Andrew Lake Lodge sits almost precisely on the 60th parallel, North of the equator. The location makes it an excellent spot for viewing Aurora in September and early October when the lodge closes. During my trip to the lake, I saw Aurora every night that there were clear skies. If you have clear night skies during your visit, you should try to see the Aurora for yourself. Here are a few quick tips for catching the lights this year:
- Check for Aurora during astronomical twilight – this is not true darkness, but it is dark enough to see the Aurora if it is dancing. Astronomical twilight will be about 1.5hrs from sunset at Andrew Lake.
- Turn off all your lights. It can take your eyes 20-30 minutes to adjust to the darkness. If you have to use any devices, turn the brightness down as much as possible on the screens.
- The Northern Lights can be easily seen from the dock or inside the A-Frame if you want to stay warm (lights off, though). To spot them at first, try to look East, straight from the dark, and to the North (left of the dock).
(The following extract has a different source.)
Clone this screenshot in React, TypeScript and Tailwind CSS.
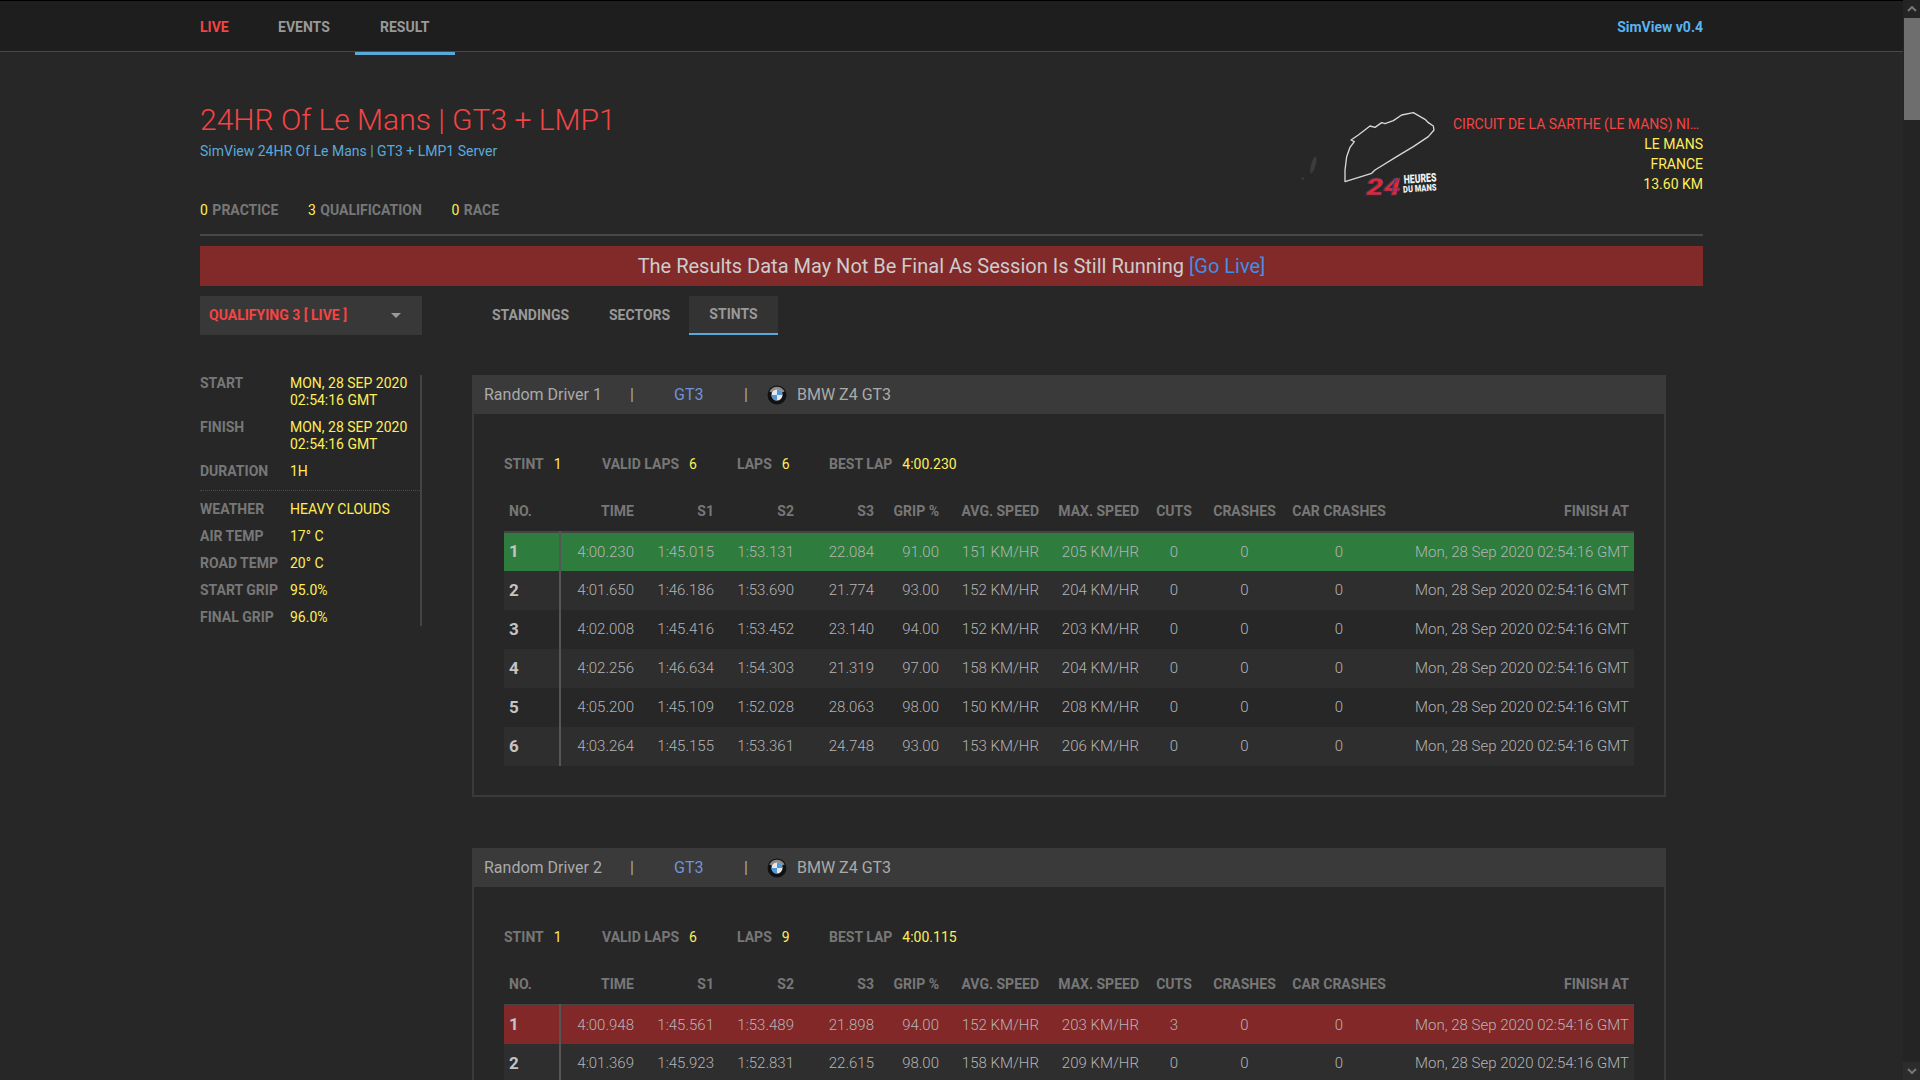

If it’s a very active night, it may be possible to see them in all directions and even directly overhead (meaning you could even spot them from the cabin area).
- Your eyes will most likely perceive white/grey to green light dancing across the sky. They can become very bright and dance in different formations.
- A good show can happen at any time at Andrew Lake Lodge, and there is a very high probability of seeing at least a little bit every night. Sometimes the lights are out right away at twilight; sometimes, you have to wait until after midnight. It is worth being patient and persistent if you have clear skies.